"""

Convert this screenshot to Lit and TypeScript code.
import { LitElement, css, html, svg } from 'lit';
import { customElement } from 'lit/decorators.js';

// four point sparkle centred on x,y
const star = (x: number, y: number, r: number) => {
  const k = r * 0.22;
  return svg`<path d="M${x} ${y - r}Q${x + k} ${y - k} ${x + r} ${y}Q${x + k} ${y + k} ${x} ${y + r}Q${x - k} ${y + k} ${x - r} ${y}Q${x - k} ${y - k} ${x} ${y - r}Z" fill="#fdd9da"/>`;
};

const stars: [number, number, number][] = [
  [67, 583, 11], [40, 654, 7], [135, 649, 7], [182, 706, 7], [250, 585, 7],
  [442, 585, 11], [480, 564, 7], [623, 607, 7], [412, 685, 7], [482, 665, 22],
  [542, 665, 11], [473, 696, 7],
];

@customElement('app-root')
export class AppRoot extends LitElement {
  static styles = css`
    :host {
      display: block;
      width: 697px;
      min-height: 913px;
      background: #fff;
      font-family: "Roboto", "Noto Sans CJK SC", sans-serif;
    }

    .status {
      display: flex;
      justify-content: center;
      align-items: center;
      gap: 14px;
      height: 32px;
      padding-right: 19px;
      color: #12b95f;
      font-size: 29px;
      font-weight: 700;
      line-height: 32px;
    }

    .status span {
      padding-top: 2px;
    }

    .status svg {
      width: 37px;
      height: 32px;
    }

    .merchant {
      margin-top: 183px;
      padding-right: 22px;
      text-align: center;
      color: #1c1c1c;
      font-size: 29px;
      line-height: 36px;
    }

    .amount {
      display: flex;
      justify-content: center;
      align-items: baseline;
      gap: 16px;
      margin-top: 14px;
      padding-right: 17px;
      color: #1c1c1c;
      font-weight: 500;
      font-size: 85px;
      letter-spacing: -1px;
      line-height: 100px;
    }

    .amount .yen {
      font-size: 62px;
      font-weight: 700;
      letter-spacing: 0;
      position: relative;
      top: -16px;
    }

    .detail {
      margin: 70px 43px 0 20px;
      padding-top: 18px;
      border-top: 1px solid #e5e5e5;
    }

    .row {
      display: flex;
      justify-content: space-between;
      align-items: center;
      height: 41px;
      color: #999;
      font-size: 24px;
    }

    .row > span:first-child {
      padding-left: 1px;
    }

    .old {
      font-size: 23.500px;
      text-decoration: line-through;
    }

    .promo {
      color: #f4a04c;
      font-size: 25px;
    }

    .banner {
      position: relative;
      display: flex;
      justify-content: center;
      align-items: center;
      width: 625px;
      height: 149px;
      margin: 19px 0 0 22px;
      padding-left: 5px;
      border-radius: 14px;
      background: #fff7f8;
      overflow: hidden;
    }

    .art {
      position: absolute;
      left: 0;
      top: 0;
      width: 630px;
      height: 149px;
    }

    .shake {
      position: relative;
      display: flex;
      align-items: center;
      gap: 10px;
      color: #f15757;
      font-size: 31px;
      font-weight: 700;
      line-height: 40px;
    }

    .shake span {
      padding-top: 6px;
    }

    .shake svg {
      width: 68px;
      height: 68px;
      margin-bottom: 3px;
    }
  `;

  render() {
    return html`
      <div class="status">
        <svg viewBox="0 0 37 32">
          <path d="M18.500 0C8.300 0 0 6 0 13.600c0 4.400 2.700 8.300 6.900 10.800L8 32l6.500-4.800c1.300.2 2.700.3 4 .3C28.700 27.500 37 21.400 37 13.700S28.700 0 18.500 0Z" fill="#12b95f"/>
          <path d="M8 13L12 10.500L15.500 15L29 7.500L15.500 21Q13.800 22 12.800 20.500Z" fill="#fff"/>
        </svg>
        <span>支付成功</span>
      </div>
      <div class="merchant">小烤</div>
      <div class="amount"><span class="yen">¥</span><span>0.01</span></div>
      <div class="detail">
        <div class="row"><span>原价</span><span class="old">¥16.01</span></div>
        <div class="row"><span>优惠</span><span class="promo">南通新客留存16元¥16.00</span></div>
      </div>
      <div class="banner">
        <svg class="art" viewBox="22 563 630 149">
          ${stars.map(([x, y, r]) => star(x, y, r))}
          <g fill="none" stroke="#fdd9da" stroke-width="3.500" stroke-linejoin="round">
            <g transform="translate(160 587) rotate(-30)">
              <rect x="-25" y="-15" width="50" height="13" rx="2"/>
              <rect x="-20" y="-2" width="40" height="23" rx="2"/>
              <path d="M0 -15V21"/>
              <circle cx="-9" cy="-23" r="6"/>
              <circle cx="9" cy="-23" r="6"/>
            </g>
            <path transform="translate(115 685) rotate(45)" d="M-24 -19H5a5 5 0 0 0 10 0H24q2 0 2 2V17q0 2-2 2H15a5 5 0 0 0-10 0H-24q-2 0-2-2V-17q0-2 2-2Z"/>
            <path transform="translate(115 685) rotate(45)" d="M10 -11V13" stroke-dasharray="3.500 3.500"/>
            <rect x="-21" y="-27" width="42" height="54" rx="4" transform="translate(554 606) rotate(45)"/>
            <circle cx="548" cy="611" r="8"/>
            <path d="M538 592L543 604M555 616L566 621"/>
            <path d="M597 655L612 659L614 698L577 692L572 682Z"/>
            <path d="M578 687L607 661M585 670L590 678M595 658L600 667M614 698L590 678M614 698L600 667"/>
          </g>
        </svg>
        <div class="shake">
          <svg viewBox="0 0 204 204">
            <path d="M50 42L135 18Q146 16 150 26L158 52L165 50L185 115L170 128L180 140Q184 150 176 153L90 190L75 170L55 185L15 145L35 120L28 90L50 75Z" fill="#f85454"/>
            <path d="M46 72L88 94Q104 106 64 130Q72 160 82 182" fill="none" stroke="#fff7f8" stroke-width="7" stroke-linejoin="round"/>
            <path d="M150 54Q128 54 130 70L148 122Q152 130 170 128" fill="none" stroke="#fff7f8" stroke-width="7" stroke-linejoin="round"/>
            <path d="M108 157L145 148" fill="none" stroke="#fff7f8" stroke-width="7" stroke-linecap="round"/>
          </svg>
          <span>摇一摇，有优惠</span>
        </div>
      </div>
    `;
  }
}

"""
"""

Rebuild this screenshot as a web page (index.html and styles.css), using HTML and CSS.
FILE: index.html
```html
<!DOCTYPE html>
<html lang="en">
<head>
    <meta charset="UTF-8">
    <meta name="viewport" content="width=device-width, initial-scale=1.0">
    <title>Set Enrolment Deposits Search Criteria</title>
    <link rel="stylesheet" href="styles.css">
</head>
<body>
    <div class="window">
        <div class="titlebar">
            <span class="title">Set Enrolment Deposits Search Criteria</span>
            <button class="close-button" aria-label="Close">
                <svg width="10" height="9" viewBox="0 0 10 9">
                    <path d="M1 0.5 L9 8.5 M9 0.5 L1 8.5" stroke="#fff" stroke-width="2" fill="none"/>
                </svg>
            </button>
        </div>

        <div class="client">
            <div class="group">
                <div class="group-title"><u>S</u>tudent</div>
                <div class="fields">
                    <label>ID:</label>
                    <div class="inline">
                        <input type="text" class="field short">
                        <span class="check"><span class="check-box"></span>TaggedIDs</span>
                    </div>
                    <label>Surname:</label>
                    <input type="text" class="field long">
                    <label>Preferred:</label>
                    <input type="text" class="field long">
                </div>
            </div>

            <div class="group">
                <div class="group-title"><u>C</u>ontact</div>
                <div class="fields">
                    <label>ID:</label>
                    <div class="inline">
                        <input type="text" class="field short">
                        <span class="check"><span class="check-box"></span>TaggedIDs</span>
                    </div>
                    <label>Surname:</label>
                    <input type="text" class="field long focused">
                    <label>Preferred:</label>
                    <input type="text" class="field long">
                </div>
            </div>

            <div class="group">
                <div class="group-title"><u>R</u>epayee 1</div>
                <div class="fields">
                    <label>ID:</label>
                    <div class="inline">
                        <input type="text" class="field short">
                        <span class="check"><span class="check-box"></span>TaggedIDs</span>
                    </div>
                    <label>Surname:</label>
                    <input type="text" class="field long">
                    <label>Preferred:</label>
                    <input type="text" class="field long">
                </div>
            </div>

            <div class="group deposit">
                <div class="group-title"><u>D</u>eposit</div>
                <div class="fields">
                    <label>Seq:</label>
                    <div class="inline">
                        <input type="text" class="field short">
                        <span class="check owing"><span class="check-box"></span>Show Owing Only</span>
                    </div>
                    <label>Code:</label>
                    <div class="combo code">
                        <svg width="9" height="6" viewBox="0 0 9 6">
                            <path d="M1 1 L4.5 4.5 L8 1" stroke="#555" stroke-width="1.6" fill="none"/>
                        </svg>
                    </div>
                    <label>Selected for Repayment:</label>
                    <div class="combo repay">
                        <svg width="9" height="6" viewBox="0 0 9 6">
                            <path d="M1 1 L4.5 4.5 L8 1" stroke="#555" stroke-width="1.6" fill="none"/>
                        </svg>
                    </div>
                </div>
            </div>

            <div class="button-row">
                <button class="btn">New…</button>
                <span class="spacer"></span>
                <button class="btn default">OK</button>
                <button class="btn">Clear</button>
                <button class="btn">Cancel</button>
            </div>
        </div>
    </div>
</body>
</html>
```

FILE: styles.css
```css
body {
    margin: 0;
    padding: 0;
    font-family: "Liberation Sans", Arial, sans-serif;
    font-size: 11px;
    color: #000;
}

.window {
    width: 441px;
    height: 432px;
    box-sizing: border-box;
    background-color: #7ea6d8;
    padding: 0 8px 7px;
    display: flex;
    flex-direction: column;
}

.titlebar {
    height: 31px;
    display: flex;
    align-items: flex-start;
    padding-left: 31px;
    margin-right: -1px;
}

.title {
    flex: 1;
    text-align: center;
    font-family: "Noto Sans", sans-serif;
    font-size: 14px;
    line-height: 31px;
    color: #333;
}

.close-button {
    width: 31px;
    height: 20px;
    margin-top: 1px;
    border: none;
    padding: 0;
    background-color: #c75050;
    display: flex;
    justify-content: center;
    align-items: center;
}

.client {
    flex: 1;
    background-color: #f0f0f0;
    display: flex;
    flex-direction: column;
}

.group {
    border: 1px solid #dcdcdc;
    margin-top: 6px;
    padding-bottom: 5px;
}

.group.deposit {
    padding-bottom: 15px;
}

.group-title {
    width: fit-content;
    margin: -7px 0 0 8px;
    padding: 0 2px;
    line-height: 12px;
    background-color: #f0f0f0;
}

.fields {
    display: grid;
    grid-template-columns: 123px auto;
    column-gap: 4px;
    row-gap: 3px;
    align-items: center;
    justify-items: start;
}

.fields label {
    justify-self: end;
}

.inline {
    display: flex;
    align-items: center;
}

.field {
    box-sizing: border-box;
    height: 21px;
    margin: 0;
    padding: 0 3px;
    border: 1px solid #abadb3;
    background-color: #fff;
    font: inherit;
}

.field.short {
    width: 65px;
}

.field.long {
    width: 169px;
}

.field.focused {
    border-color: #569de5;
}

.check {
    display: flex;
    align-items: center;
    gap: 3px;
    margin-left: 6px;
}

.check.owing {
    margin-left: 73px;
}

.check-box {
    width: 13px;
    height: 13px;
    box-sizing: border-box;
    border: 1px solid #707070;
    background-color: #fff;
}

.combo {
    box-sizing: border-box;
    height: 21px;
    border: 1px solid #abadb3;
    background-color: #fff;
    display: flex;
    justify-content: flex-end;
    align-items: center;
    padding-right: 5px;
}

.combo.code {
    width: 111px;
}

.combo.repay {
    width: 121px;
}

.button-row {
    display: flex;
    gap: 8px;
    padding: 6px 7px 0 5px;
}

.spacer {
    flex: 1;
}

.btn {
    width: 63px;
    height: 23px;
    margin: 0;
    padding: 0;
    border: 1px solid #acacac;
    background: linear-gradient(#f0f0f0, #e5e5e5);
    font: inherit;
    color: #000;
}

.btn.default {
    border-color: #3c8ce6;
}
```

"""

__Given instruction__: Gather from the records above every line containing the string "screenshot".

__Correct response__:
Convert this screenshot to Lit and TypeScript code.
Rebuild this screenshot as a web page (index.html and styles.css), using HTML and CSS.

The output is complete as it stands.